- Bonfouca, Louisiana Location within Louisiana Bonfouca, Louisiana Location within the United States
- Coordinates: 30°16′09″N 89°50′40″W﻿ / ﻿30.26917°N 89.84444°W
- Country: United States
- State: Louisiana
- Parish: St. Tammany
- Elevation: 3 ft (0.91 m)
- Time zone: UTC-6 (Central (CST))
- • Summer (DST): UTC-5 (CDT)
- Area code: 985
- GNIS feature ID: 560246

= Bonfouca, Louisiana =

Unincorporated community in Louisiana

Bonfouca (also Bonfonca, Boucffouca, Bouefuka, Boukfouca) is an unincorporated community in St.
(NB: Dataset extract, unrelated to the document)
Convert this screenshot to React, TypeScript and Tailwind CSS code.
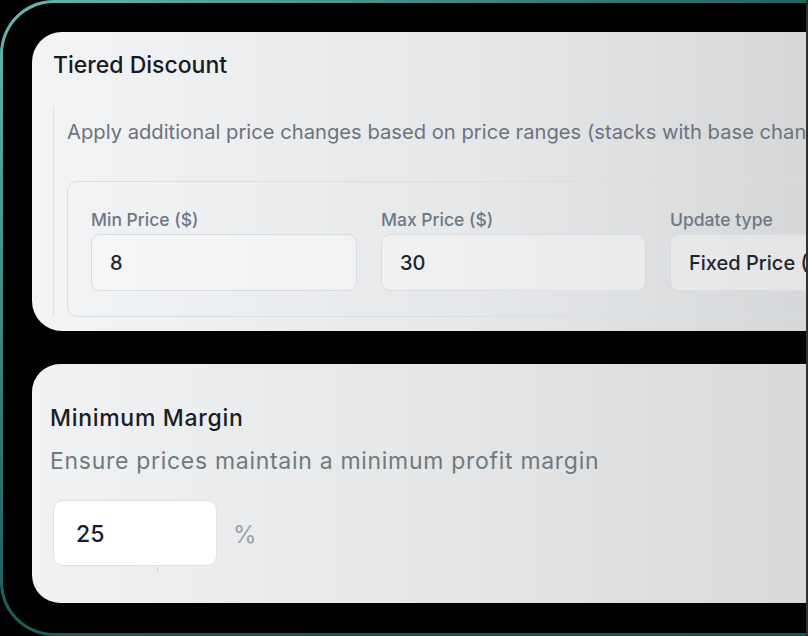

Tammany Parish, Louisiana, United States. It is on Louisiana Highway 433 adjacent to Liberty Bayou two miles west of Slidell.

==Etymology==
It is speculated that the name derives from the Choctaw language words "bok", meaning river, and fuka, meaning home or residence. Bokfuka was the name of a Choctaw chief who attacked the German Coast of Louisiana in the year 1747. In 1802 Louis-Narcisse Baudry Des Lozieres documented the name of the tribe. He referred to the 18th century chief as "Bonifoucas", a French transliteration of the Choctaw.